Виллен погиб в испанской гражданской войне. Не знаю, почему (может быть, чтобы не проходить по улицам с таким названием) перебрался на один из испанских островов и там занимался рыбной ловлей. В бою, в котором, кажется, сам не участвовал, пал случайно под пулями красных.

Горгулову отрубили голову. Я не был на казни. Смотреть на это страшное зрелище пошел Чебышев. Он все еще рассчитывал, что Горгулов объявит себя в последнюю минуту большевиком. После казни явился в редакцию совершенно потрясенный.

— Это кошмар! — говорил он. — Под ножом гильотины Горгулов кричал, что убил во имя России из ненависти к большевикам.

Что-то надорвалось в Чебышеве. Несколько дней он ходил сам не свой. Затем успокоился и придумал новый вариант: Горгулов, мол, был бессознательным агентом большевиков.

Глава 10

В едином лагере

…Нудная и беспощадная эмигрантская грызня… Порождением этой грызни да страшной безысходности на чужбине были и казацкий сын Павел Горгулов, и светлейший князь Михаил Горчаков, внук канцлера, вероятно и ныне мечтающий обуздать всех инакомыслящих в эмиграции. Я знал его хорошо, бывал в его доме, и мы полушутливо, полусерьезно ругали друг друга не раз. Этот Горчаков, мужчина истерически бурного темперамента, хронически пребывал в состоянии нервной экзальтации. Он не читал ни одной советской газеты, ни одной книги, изданной в СССР, крепко уверив себя в том, что русский народ жаждет возвращения Романовых. Главными врагами Горчаков считал "жидо-масонов": они организовали революции — Февральскую и Октябрьскую, они заставили иностранные правительства признать СССР, они руководят в эмиграции всеми группами, органами печати, объединениями, которые стоят за "проклятую демократию", то есть за Милюкова, Керенского, против монархистов. К "жидо-масонам" он причислял и архиереев" не отрекшихся публично от Московской патриархии, и бывшего царского премьера графа Коковцова просто потому, что тот был не склонен упрощать все политические вопросы до его, горчаковского, уровня, и младороссов, потому что они читали советские газеты, и самого "царя Кирилла", который соглашался править вместе с какими-то "совдепами", и "Возрождение", в котором, кстати, было действительно много масонов.

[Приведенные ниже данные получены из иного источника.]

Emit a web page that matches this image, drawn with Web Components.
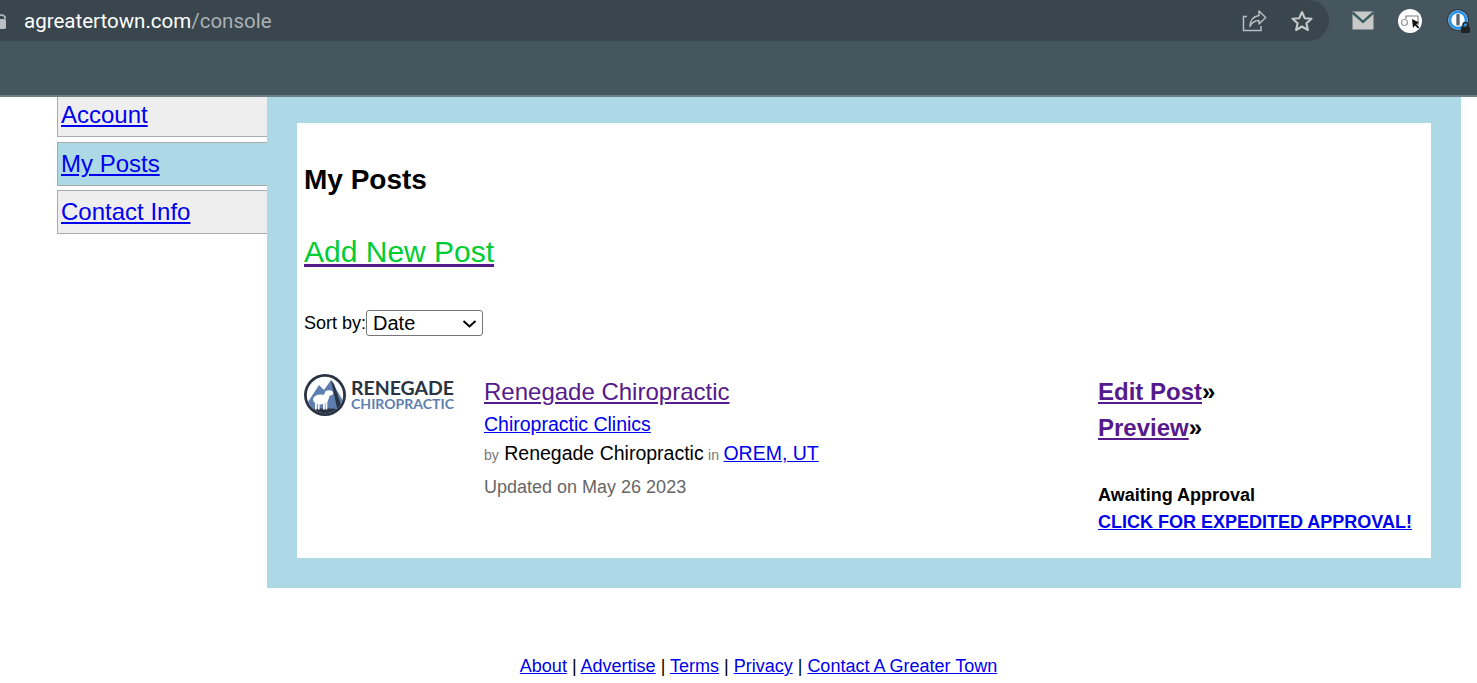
<!DOCTYPE html>
<html lang="en">
<head>
<meta charset="utf-8">
<title>A Greater Town - Console</title>
<style>
  html, body { margin: 0; height: 683px; overflow: hidden; background: #fff; }
  body { font-family: "Liberation Sans", Arial, sans-serif; color: #000; }
</style>
</head>
<body>
<browser-bar url="agreatertown.com" path="/console"></browser-bar>
<console-layout>
  <side-nav slot="nav">
    <nav-item href="#account" first>Account</nav-item>
    <nav-item href="#posts" active>My Posts</nav-item>
    <nav-item href="#contact">Contact Info</nav-item>
  </side-nav>
  <posts-panel>
    <post-row
      title="Renegade Chiropractic"
      category="Chiropractic Clinics"
      author="Renegade Chiropractic"
      place="OREM, UT"
      updated="Updated on May 26 2023"></post-row>
  </posts-panel>
</console-layout>
<site-footer></site-footer>

<script>
class BrowserBar extends HTMLElement {
  connectedCallback() {
    const root = this.attachShadow({ mode: "open" });
    root.innerHTML = `
      <style>
        :host { display: block; height: 97px; box-sizing: border-box; background: #45565f; border-bottom: 2px solid #6f7d85; }
        .top { display: flex; align-items: flex-start; height: 41px; }
        .omni {
          width: 1329px; height: 41px; background: #3a464e; border-radius: 0 21px 21px 0;
          display: flex; align-items: center; box-sizing: border-box; overflow: hidden;
        }
        .lock { width: 6px; height: 16px; flex: none; margin-top: 1px; }
        .url { font: 20.5px Roboto, sans-serif; color: #fff; margin-left: 18px; white-space: nowrap; flex: 1; }
        .url span { color: #a9b1b6; }
        .act { flex: none; display: block; }
        .share { margin-right: 23px; }
        .star { margin-right: 15px; }
        .ext { display: flex; align-items: center; height: 41px; }
        .ext svg { display: block; flex: none; }
      </style>
      <div class="top">
        <div class="omni">
          <svg class="lock" viewBox="0 0 6 16"><path d="M-2 6V4a4 4 0 0 1 7 0v2" fill="none" stroke="#b9bfc3" stroke-width="1.6"/><rect x="-6" y="6" width="12" height="10" rx="1.5" fill="#b9bfc3"/></svg>
          <div class="url">${this.getAttribute("url")}<span>${this.getAttribute("path")}</span></div>
          <svg class="act share" width="26" height="24" viewBox="0 0 26 24" fill="none" stroke="#b7bdc1" stroke-width="1.5">
            <path d="M6 7.500H2.500V21.500H20V17"/>
            <path d="M18 2l6.700 6.500L18 15v-3.500c-4 0-7 1.500-9 6 0-6 3-10 9-11z" stroke-linejoin="round"/>
          </svg>
          <svg class="act star" width="24" height="24" viewBox="0 0 24 24" fill="none" stroke="#c3c8cb" stroke-width="2.100" stroke-linejoin="round">
            <path d="M12 3l2.700 6.200 6.800.6-5.100 4.500 1.500 6.700L12 17.500 6.100 21l1.500-6.700-5.100-4.500 6.800-.6z"/>
          </svg>
        </div>
        <div class="ext">
          <svg style="margin-left:23px" width="22" height="19" viewBox="0 0 22 19">
            <rect width="21" height="18" x=".5" y=".5" fill="#c9c9c9"/>
            <path d="M.5 1.500L11 11 21.500 1.500" fill="none" stroke="#3b5e5e" stroke-width="2.400"/>
          </svg>
          <svg style="margin-left:24px" width="24" height="24" viewBox="0 0 24 24">
            <circle cx="12" cy="12" r="12" fill="#fff"/>
            <circle cx="6.500" cy="13.500" r="3" fill="none" stroke="#9a9a9a" stroke-width="1.200"/>
            <path d="M8 10V7h12v9" fill="none" stroke="#777" stroke-width="1.100"/>
            <path d="M14 10l1 9 2-2.500 3 3 1.300-1.300-3-3 2.700-1.700z" fill="#111"/>
          </svg>
          <svg style="margin-left:25px" width="24" height="26" viewBox="0 0 24 26">
            <circle cx="11" cy="12" r="11" fill="#2c3a44"/>
            <circle cx="11" cy="12" r="9.800" fill="#fff"/>
            <circle cx="11" cy="12" r="8.200" fill="none" stroke="#2f93e8" stroke-width="3"/>
            <rect x="9.300" y="6" width="3.400" height="11.500" rx="1" fill="#5a666e"/>
            <path d="M16 18.500V17a2.500 2.500 0 0 1 5 0v1.500" fill="none" stroke="#222" stroke-width="1.400"/>
            <rect x="14" y="18.500" width="9" height="6.500" rx="1.200" fill="#222"/>
          </svg>
        </div>
      </div>
    `;
  }
}

class ConsoleLayout extends HTMLElement {
  constructor() {
    super();
    this.attachShadow({ mode: "open" }).innerHTML = `
      <style>
        :host { display: flex; margin: 0 16px 0 57px; align-items: flex-start; }
        .nav { width: 210px; flex: none; }
        .main { flex: 1; min-width: 0; }
      </style>
      <div class="nav"><slot name="nav"></slot></div>
      <div class="main"><slot></slot></div>
    `;
  }
}

class SideNav extends HTMLElement {
  constructor() {
    super();
    this.attachShadow({ mode: "open" }).innerHTML = `
      <style>:host { display: block; }</style>
      <slot></slot>
    `;
  }
}

class NavItem extends HTMLElement {
  connectedCallback() {
    const root = this.attachShadow({ mode: "open" });
    const active = this.hasAttribute("active");
    const first = this.hasAttribute("first");
    root.innerHTML = `
      <style>
        :host {
          display: block; box-sizing: border-box;
          background: ${active ? "#add8e6" : "#eee"};
          border: 1px solid #aaa; border-right: 0;
          height: ${first ? 40 : 44}px;
          margin-bottom: ${first ? 5 : 4}px;
          ${first ? "border-top: 0;" : ""}
          padding: ${first ? "3px" : "6px"} 0 0 3px;
          font-size: 24px; line-height: 30px;
        }
        a { color: #00e; }
      </style>
      <a href="${this.getAttribute("href")}"><slot></slot></a>
    `;
  }
}

class PostsPanel extends HTMLElement {
  constructor() {
    super();
    this.attachShadow({ mode: "open" }).innerHTML = `
      <style>
        :host { display: block; background: #add8e6; padding: 26px 30px 30px; }
        .card { background: #fff; height: 435px; box-sizing: border-box; padding: 41px 7px 0; }
        h2 { margin: 0; font-size: 28px; line-height: 32px; font-weight: bold; }
        .add { display: block; width: max-content; margin-top: 38px; font-size: 30px; line-height: 36px; color: #551a8b; }
        .add span { color: #00cc33; }
        .sort { display: flex; align-items: center; margin-top: 40px; font-size: 18px; line-height: 26px; }
        .pick { position: relative; width: 117px; height: 26px; }
        select {
          appearance: none; -webkit-appearance: none; display: block;
          width: 117px; height: 26px; box-sizing: border-box; font: 20px "Liberation Sans", Arial, sans-serif;
          background: #fff; color: #000; border: 1px solid #767676; border-radius: 3px; padding: 0 0 0 6px;
        }
        .pick svg { position: absolute; left: 96px; top: 10px; pointer-events: none; }
      </style>
      <div class="card">
        <h2>My Posts</h2>
        <a class="add" href="#new"><span>Add New Post</span></a>
        <div class="sort">Sort by:<div class="pick">
          <select><option>Date</option><option>Title</option></select>
          <svg width="15" height="8" viewBox="0 0 15 8"><path d="M1.500 1l6 5.500 6-5.500" fill="none" stroke="#000" stroke-width="2"/></svg>
        </div></div>
        <slot></slot>
      </div>
    `;
  }
}

class PostRow extends HTMLElement {
  connectedCallback() {
    const get = (name) => this.getAttribute(name);
    this.attachShadow({ mode: "open" }).innerHTML = `
      <style>
        :host { display: grid; grid-template-columns: 180px 614px 1fr; margin-top: 37px; }
        .logo { display: block; margin-top: 1px; }
        .logo text { font-family: Lato, sans-serif; font-weight: 700; }
        .title { display: block; font-size: 24px; line-height: 30px; color: #551a8b; width: max-content; margin-top: 4px; }
        .cat { display: block; font-size: 19.5px; line-height: 24px; color: #00e; width: max-content; margin-top: 5px; }
        .by { font-size: 19.5px; line-height: 24px; margin-top: 5px; }
        .by small { font-size: 14px; color: #777; }
        .by small + small { margin-left: -1px; margin-right: -1px; }
        .by a { color: #00e; }
        .date { font-size: 18px; line-height: 22px; color: #666; margin-top: 9px; }
        .actions { font-size: 24px; line-height: 36px; font-weight: bold; padding-top: 1px; }
        .actions a { color: #551a8b; }
        .status { font-size: 18px; line-height: 26px; font-weight: bold; margin-top: 36px; }
        .status a { display: block; color: #00e; margin-top: 1px; }
      </style>
      <svg class="logo" width="150" height="44" viewBox="0 0 150 44">
        <defs><clipPath id="disc"><circle cx="21" cy="21" r="18.200"/></clipPath></defs>
        <circle cx="21" cy="21" r="21" fill="#2a3341"/>
        <g clip-path="url(#disc)">
          <rect width="42" height="42" fill="#fff"/>
          <path d="M0 34L15 11l5 5 7-10 15 26v12H0z" fill="#5d7eaf"/>
          <path d="M27 6l3 4 8 24h-5z" fill="#2a3341"/>
          <path d="M0 36c10-2 30-2 42 0v8H0z" fill="#2a3341"/>
        </g>
        <g fill="#fff">
          <ellipse cx="16.500" cy="25.500" rx="7.500" ry="5"/>
          <rect x="11" y="27" width="1.800" height="8.500"/>
          <rect x="13.800" y="27" width="1.800" height="8.500"/>
          <rect x="19" y="27" width="1.800" height="8.500"/>
          <rect x="21.500" y="27" width="1.800" height="8.500"/>
          <path d="M19 22l3-5 4 1-1 6-2 4z"/>
          <ellipse cx="25" cy="19" rx="4" ry="2.800"/>
        </g>
        <text x="47" y="20.500" font-size="18.500" fill="#2a3341" textLength="103" lengthAdjust="spacingAndGlyphs">RENEGADE</text>
        <text x="47" y="35" font-size="13.500" fill="#5d7eaf" textLength="103" lengthAdjust="spacingAndGlyphs">CHIROPRACTIC</text>
      </svg>
      <div>
        <a class="title" href="#post">${get("title")}</a>
        <a class="cat" href="#cat">${get("category")}</a>
        <div class="by"><small>by</small> ${get("author")} <small>in</small> <a href="#place">${get("place")}</a></div>
        <div class="date">${get("updated")}</div>
      </div>
      <div>
        <div class="actions"><a href="#edit">Edit Post</a>»<br><a href="#preview">Preview</a>»</div>
        <div class="status">Awaiting Approval<a href="#expedite">CLICK FOR EXPEDITED APPROVAL!</a></div>
      </div>
    `;
  }
}

class SiteFooter extends HTMLElement {
  constructor() {
    super();
    const links = ["About", "Advertise", "Terms", "Privacy", "Contact A Greater Town"];
    this.attachShadow({ mode: "open" }).innerHTML = `
      <style>
        :host { display: block; margin: 66px 17px 0 57px; text-align: center; font-size: 18px; line-height: 24px; }
        a { color: #00e; }
      </style>
      ${links.map((label) => `<a href="#">${label}</a>`).join(" | ")}
    `;
  }
}

customElements.define("browser-bar", BrowserBar);
customElements.define("console-layout", ConsoleLayout);
customElements.define("side-nav", SideNav);
customElements.define("nav-item", NavItem);
customElements.define("posts-panel", PostsPanel);
customElements.define("post-row", PostRow);
customElements.define("site-footer", SiteFooter);
</script>
</body>
</html>
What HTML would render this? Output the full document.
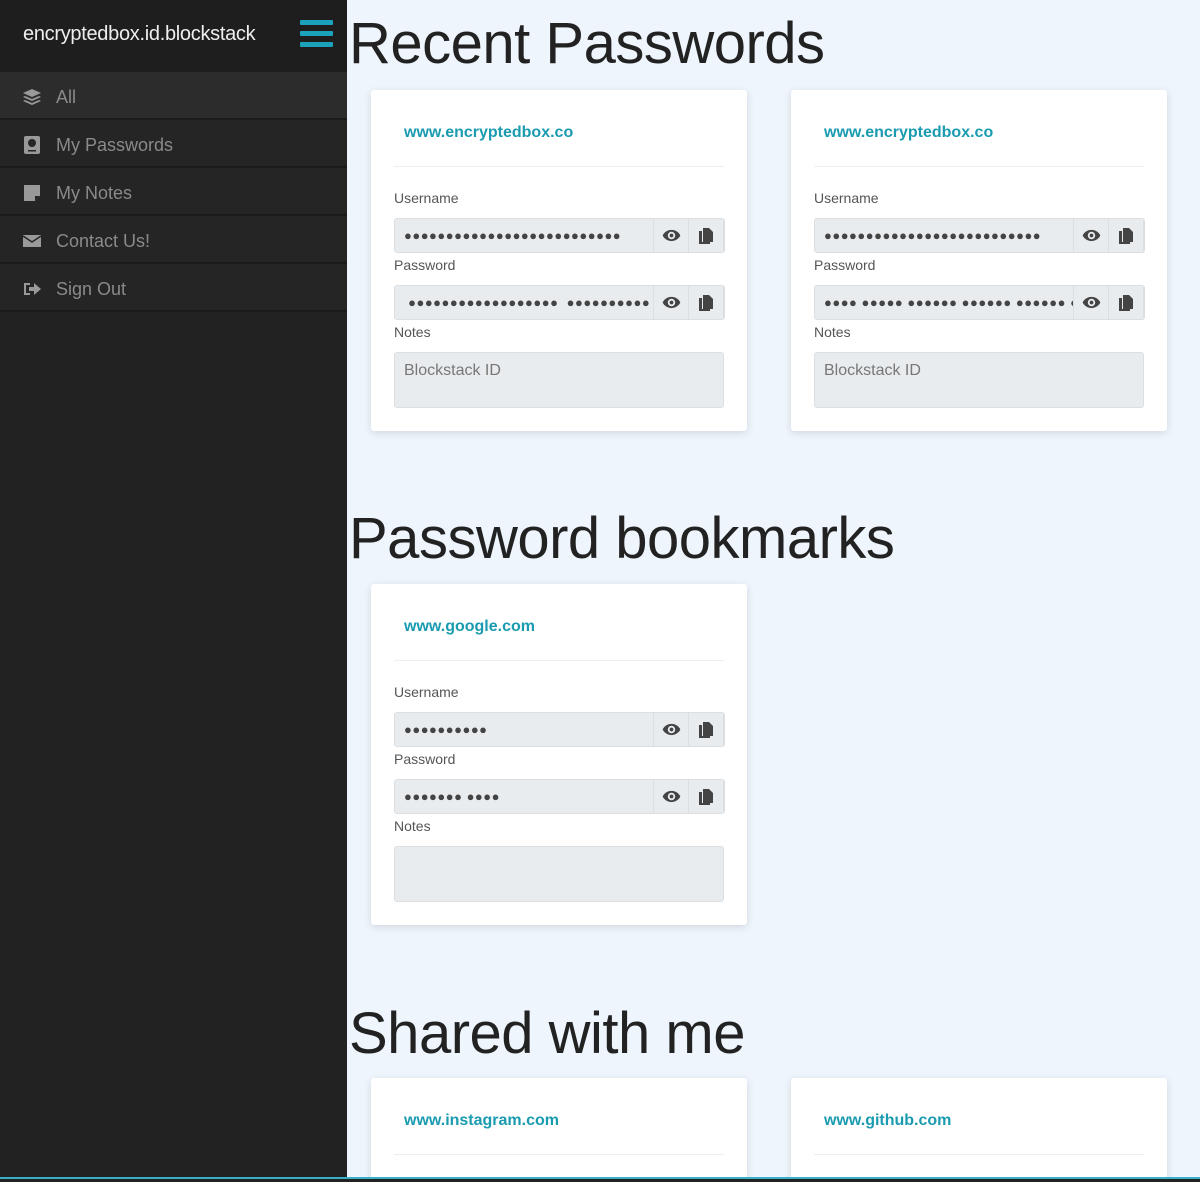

Я предвижу, что советский читатель будет несколько удивлен моими упоминаниями о масонстве. Но дело в том, что орден "вольных каменщиков" (я состоял в нем несколько лет) действительно получил в эмиграции широкое распространение. Тут сыграли роль и культ старины — торжественный церемониал давал иллюзию, позволяющую забыть хоть на миг убожество всего эмигрантского существования, и возможность вообразить во время масонских радений, что ты на равной ноге с хозяевами: французскими парламентариями, журналистами, чиновниками.

В контакте с антисемитскими иностранными организациями, под высшим руководством пресловутого Маркова-второго, старого думского хулигана, недурно устроившегося в Берлине при каком-то отделе антисоветской пропаганды, Горчаков издавал в Париже монархический журнальчик "Двуглавый орел", где отводил целые страницы печатанию списков русских масонов, в которых видел изменников и предателей. Он ничем не гнушался для пополнения своей информации: подкупал прислугу лиц, подозреваемых им в масонстве, с тем чтобы получить какой-нибудь выкраденный документ, а когда узнавал об очередном масонском собрании, сам отправлялся туда и часами, даже в проливной дождь, выстаивал перед входом с записной книжкой в руке. Раз при этом произошел такой обмен репликами. Увидя выходившего из масонского помещения князя Вяземского, Горчаков крикнул ему:

— Позор! Рюриковичи — масоны!

На что Вяземский ответил:

— Нет, позор, что Рюриковичи — шпионы!

Горчаков всюду шумел, скандалил, стыдил инакомыслящих. Его ругали, гнали, кто-то вызвал светлейшего князя на дуэль, кто-то попросту надавал ему пинков. В общем, мало кто к нему относился серьезно, Однако это не выводило Горчакова из себя, он был маньяком, но маньяком комическим, а не трагическим, как Горгулов.